I didn't think it was good to compare an i5-2500 with turbo mode to an FX-8120 without it.


----------



## sossego (Jul 6, 2012)

I've never understood why people would choose a processor architecture with fewer registers because of speed.


No i386 nor AMD64 CPU has RISC capabilities.
These will choke because of the emphasis on speed, see the register statement, and that they are mass produced and not properly tested- f00f bug, Dragonfly BSD's recent discovery.
While POWER(PC) and SPARC can "learn" and take a large load respectively with little effect on performance - that is after the period of adjustment, i386 and AMD64 will always need to go the same complex route.


----------



## Uniballer (Jul 6, 2012)

When the RISC concept was introduced it was all about performance/price.  I seem to have misplaced my copy of Katavenis' book Reduced Instruction Set Computer Architectures for VLSI that won the ACM Doctoral Dissertation award in 1984.  I remember it as a great read at the time.  So since it is all about performance/price, if it isn't fast and cheap what is the point?

I stopped worrying much about CPU architecture in the mid-1990's.  If my code would run on it then it didn't much matter what the underlying machine was, as long as it ran fast enough.  For me at this time it is really about performance, and performance/price, of the whole target system (e.g. CPU, memory hierarchy, OS, libraries, compiled code quality, etc.).  And of course, minimizing development pain is really important.


----------



## sossego (Jul 7, 2012)

I see the trend moving back towards RISC- ARM devices, PPC consoles.

Fast and efficient? Yes.
Affordable? Yes.
_Cheap?_
Oh, hell no, that won't go.


I've found that certain architectures are good for certain applications.
SPARC64 can take large loads. POWER(PC) is good for compiling. I386/AMD64 is good for graphics rendering.


----------



## Uniballer (Jul 7, 2012)

sossego said:
			
		

> I see the trend moving back towards RISC- ARM devices, PPC consoles.

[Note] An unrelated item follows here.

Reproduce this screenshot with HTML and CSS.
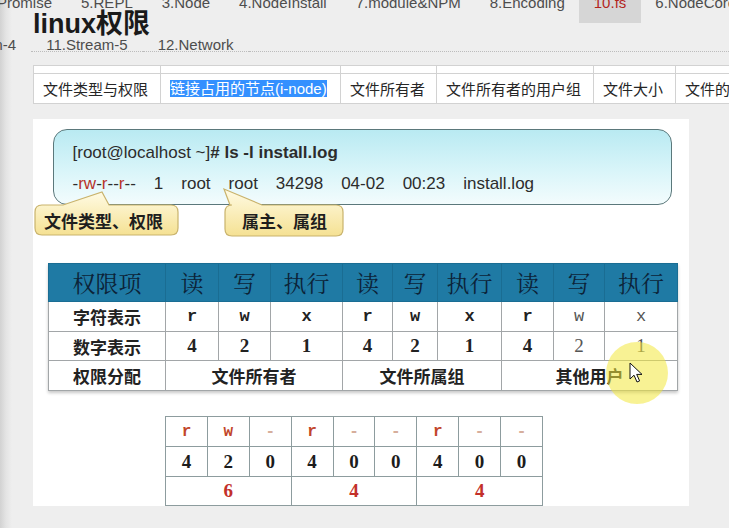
FILE: index.html
```html
<!DOCTYPE html>
<html lang="zh-CN">
<head>
<meta charset="utf-8">
<title>linux权限</title>
<link rel="stylesheet" href="styles.css">
</head>
<body>
<div class="page">
  <nav class="nav">
    <ul class="nav-row row1">
      <li>2.Promise</li>
      <li>5.REPL</li>
      <li>3.Node</li>
      <li>4.NodeInstall</li>
      <li>7.module&amp;NPM</li>
      <li>8.Encoding</li>
      <li class="active">10.fs</li>
      <li>6.NodeCore</li>
    </ul>
    <ul class="nav-row row2">
      <li class="first">9.Stream-4</li>
      <li>11.Stream-5</li>
      <li>12.Network</li>
      <li class="fill"></li>
    </ul>
  </nav>
  <h1 class="title">linux权限</h1>

  <table class="tabs">
    <colgroup><col><col><col><col><col><col></colgroup>
    <tr class="thin"><td></td><td></td><td></td><td></td><td></td><td></td></tr>
    <tr class="main">
      <td>文件类型与权限</td>
      <td><span class="sel">链接占用的节点(i-node)</span></td>
      <td>文件所有者</td>
      <td>文件所有者的用户组</td>
      <td>文件大小</td>
      <td>文件的修改时间</td>
    </tr>
  </table>

  <div class="figure">
    <div class="cmd">
      <div class="cmd-line">[root@localhost ~]<b># ls -l install.log</b></div>
      <div class="cmd-line cols">
        <span>-<i>rw</i>-<i>r</i>--<i>r</i>--</span>
        <span>1</span>
        <span>root</span>
        <span>root</span>
        <span>34298</span>
        <span>04-02</span>
        <span>00:23</span>
        <span>install.log</span>
      </div>
    </div>

    <table class="perm">
      <colgroup><col><col><col><col><col><col><col><col><col><col></colgroup>
      <tr class="head">
        <th>权限项</th><th>读</th><th>写</th><th>执行</th><th>读</th><th>写</th><th>执行</th><th>读</th><th>写</th><th>执行</th>
      </tr>
      <tr class="chars">
        <td class="lab">字符表示</td><td>r</td><td>w</td><td>x</td><td>r</td><td>w</td><td>x</td><td>r</td><td class="lt">w</td><td class="lt">x</td>
      </tr>
      <tr class="nums">
        <td class="lab">数字表示</td><td>4</td><td>2</td><td>1</td><td>4</td><td>2</td><td>1</td><td>4</td><td class="lt">2</td><td class="lt">1</td>
      </tr>
      <tr class="assign">
        <td class="lab">权限分配</td><td colspan="3">文件所有者</td><td colspan="3">文件所属组</td><td colspan="3">其他用户</td>
      </tr>
    </table>

    <table class="bits">
      <colgroup><col><col><col><col><col><col><col><col><col></colgroup>
      <tr class="letters">
        <td class="red">r</td><td class="red">w</td><td class="dash">-</td><td class="red">r</td><td class="dash">-</td><td class="dash">-</td><td class="red">r</td><td class="dash">-</td><td class="dash">-</td>
      </tr>
      <tr class="digits">
        <td>4</td><td>2</td><td>0</td><td>4</td><td>0</td><td>0</td><td>4</td><td>0</td><td>0</td>
      </tr>
      <tr class="sums">
        <td colspan="3">6</td><td colspan="3">4</td><td colspan="3">4</td>
      </tr>
    </table>

    <svg class="callouts" width="656" height="130" viewBox="0 0 656 130" aria-hidden="true">
      <defs>
        <linearGradient id="yel" x1="0" y1="0" x2="0" y2="1">
          <stop offset="0" stop-color="#fffbe4"/>
          <stop offset="1" stop-color="#f5e193"/>
        </linearGradient>
      </defs>
      <path d="M9,86 H30 L69,73 L76,86 H138 Q145,86 145,93 V109 Q145,116 138,116 H9 Q2,116 2,109 V93 Q2,86 9,86 Z" fill="url(#yel)" stroke="#c9b36c" stroke-width="1.2"/>
      <path d="M197,86 L191,70 L229,86 H303 Q310,86 310,93 V110 Q310,117 303,117 H199 Q192,117 192,110 V93 Q192,86 199,86 Z" fill="url(#yel)" stroke="#c9b36c" stroke-width="1.2"/>
    </svg>
    <div class="callout c1">文件类型、权限</div>
    <div class="callout c2">属主、属组</div>

    <div class="glow"></div>
    <svg class="cursor" width="15" height="22" viewBox="0 0 15 22" aria-hidden="true">
      <path d="M1,1 L1,17 L5,13.2 L8,20 L10.6,18.9 L7.7,12.4 L13,12.4 Z" fill="#fff" stroke="#111" stroke-width="1" stroke-linejoin="round"/>
    </svg>
  </div>
</div>
</body>
</html>
```
FILE: styles.css
```css
* { box-sizing: border-box; }
html, body { margin: 0; padding: 0; }
body {
  width: 729px;
  height: 528px;
  overflow: hidden;
  background: linear-gradient(to right, #d2d2d2 0, #e4e4e4 6px, #eeeeee 12px);
  font-family: "Liberation Sans", Arial, "Noto Sans CJK SC", sans-serif;
  color: #333;
}
.page { position: relative; width: 729px; height: 528px; overflow: hidden; }

/* nav */
.nav-row {
  display: flex;
  list-style: none;
  margin: 0;
  padding: 0;
  white-space: nowrap;
  font-size: 15px;
  color: #4d4d4d;
}
.nav-row li { flex-shrink: 0; }
.row1 { margin-top: -6px; margin-left: -30px; }
.row1 li { padding: 0 14.5px 12px; line-height: 17px; }
.row1 li.active { background: #d6d6d6; color: #b3261e; }
.row2 { margin-top: 14.5px; margin-left: -73px; }
.row2 li { padding: 0 15px; line-height: 13px; border-bottom: 1px dotted #bcbcbc; }
.row2 li.first { border-bottom-color: transparent; }
.row2 li.fill { flex: 1; }

.title {
  position: absolute;
  left: 33px;
  top: 8.5px;
  margin: 0;
  font-size: 27px;
  line-height: 31px;
  font-weight: bold;
  color: #1a1a1a;
}

/* tabs table */
.tabs {
  margin: 13.5px 0 0 33px;
  border-collapse: collapse;
  table-layout: fixed;
  width: 762px;
  font-size: 15px;
  color: #262626;
  background: #fff;
}
.tabs col:nth-child(1) { width: 127px; }
.tabs col:nth-child(2) { width: 180px; }
.tabs col:nth-child(3) { width: 96px; }
.tabs col:nth-child(4) { width: 157px; }
.tabs col:nth-child(5) { width: 82px; }
.tabs col:nth-child(6) { width: 120px; }
.tabs td {
  border: 1px solid #d2d2d2;
  padding: 0 0 0 9px;
  white-space: nowrap;
  overflow: hidden;
}
.tabs .thin td { height: 8px; padding: 0; }
.tabs .main td { height: 30px; padding-bottom: 1px; }
.sel { background: #3390ff; color: #fff; line-height: 17px; display: inline-block; }

/* figure */
.figure {
  position: relative;
  margin: 15px 0 0 33px;
  width: 656px;
  height: 387px;
  padding-top: 9.5px;
  background: #fff;
  overflow: hidden;
}
.cmd {
  margin-left: 20px;
  width: 619px;
  height: 76px;
  border: 1.5px solid #5b787b;
  border-radius: 14px;
  padding: 7.5px 0 0 18.5px;
  background: linear-gradient(to bottom, #b9eaf2 0%, #d9f5f9 55%, #f3fcfd 100%);
  font-size: 17px;
  color: #2c2c2c;
}
.cmd-line { line-height: 31px; white-space: nowrap; }
.cmd-line b { font-weight: bold; }
.cols { display: flex; gap: 18px; }
.cols i { font-style: normal; color: #b8332a; }

.callouts { position: absolute; left: 0; top: 0; pointer-events: none; }
.callout {
  position: absolute;
  top: 92px;
  font-size: 17px;
  line-height: 20px;
  font-weight: bold;
  color: #1e1e1e;
  font-family: "Noto Sans CJK SC", sans-serif;
  white-space: nowrap;
}
.c1 { left: 11px; }
.c2 { left: 209px; }

/* permission table */
.perm {
  margin: 58.5px 0 0 15px;
  width: 629px;
  border-collapse: collapse;
  table-layout: fixed;
  border: 1px solid #62899a;
  box-shadow: 0 2px 3px rgba(0, 0, 0, 0.22);
  font-family: "Liberation Serif", "Noto Serif CJK SC", "Noto Sans CJK SC", serif;
}
.perm col:nth-child(1) { width: 117px; }
.perm col:nth-child(2) { width: 53px; }
.perm col:nth-child(3) { width: 52px; }
.perm col:nth-child(4) { width: 72px; }
.perm col:nth-child(5) { width: 50px; }
.perm col:nth-child(6) { width: 45px; }
.perm col:nth-child(7) { width: 64px; }
.perm col:nth-child(8) { width: 52px; }
.perm col:nth-child(9) { width: 51px; }
.perm col:nth-child(10) { width: 73px; }
.perm th {
  background: #1f7aa4;
  color: #0c2338;
  height: 38px;
  padding: 0;
  font-size: 23px;
  font-weight: normal;
  border: 1px solid #1a6d93;
}
.perm td {
  border: 1px solid #a2a6a8;
  text-align: center;
  padding: 0;
  color: #222;
  background: #fff;
}
.perm .chars td { height: 30px; font-family: "Liberation Mono", monospace; font-weight: bold; font-size: 17px; }
.perm .nums td { height: 29px; font-weight: bold; font-size: 19px; }
.perm .assign td { height: 30px; font-size: 17px; font-weight: bold; font-family: "Noto Sans CJK SC", sans-serif; }
.perm td.lab { font-family: "Noto Sans CJK SC", sans-serif; font-size: 17px; font-weight: bold; color: #222; }
.perm td.lt { font-weight: normal; color: #555; }

/* bits table */
.bits {
  margin: 25px 0 0 132px;
  width: 378px;
  border-collapse: collapse;
  table-layout: fixed;
  border: 1px solid #7ea3a6;
  font-family: "Liberation Serif", serif;
}
.bits td {
  border: 1px solid #8d9c9e;
  text-align: center;
  padding: 0;
  background: #fff;
}
.bits .letters td { height: 30px; font-family: "Liberation Mono", monospace; font-size: 16px; font-weight: bold; }
.bits .red { color: #c2452a; }
.bits .dash { color: #d6ae9c; font-weight: normal; }
.bits .digits td { height: 30px; font-weight: bold; font-size: 19px; color: #1c1c1c; }
.bits .sums td { height: 29px; font-weight: bold; font-size: 19px; color: #c3302a; }

/* cursor highlight */
.glow {
  position: absolute;
  left: 573px;
  top: 223px;
  width: 62px;
  height: 62px;
  border-radius: 50%;
  background: rgba(242, 232, 60, 0.55);
}
.cursor { position: absolute; left: 596px; top: 243px; }
```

The mobile device trend seems to be driving this at the moment, and it is a reasonable trend that should increase performance and/or lower hardware production costs.  And the market should be big enough to drive some serious economies of scale (the biggest reason why the x86/amd64 family still has such a big market share).  The disturbing thing is that the mobile devices are not generally usable as software development platforms.  So how will the software development platforms evolve?  This is a very small market segment that is now driven mainly as software that runs on the desktop PC hardware because that was the dominant market segment.


----------



## sossego (Jul 7, 2012)

The software platform should already be there. If the device can be rooted and reinstalled, then it can be used as a platform.


----------



## mc1 (Jul 8, 2012)

Interesting information,  

Just curious, did you do these tests under AMD64 for the Bulldozer?  

I also have a FX-8120, and at first I kind of felt similarly. After a few adjustments though I am happy with the performance.  If I get a chance tomorrow I will time a make buildworld -J8 to see if there is a significant difference.


----------



## mc1 (Jul 9, 2012)

I did a few buildworld -J8 runs today all around 1500 seconds.  This may have something to do with my hardware setup though..  I am also running a FX-8120.


----------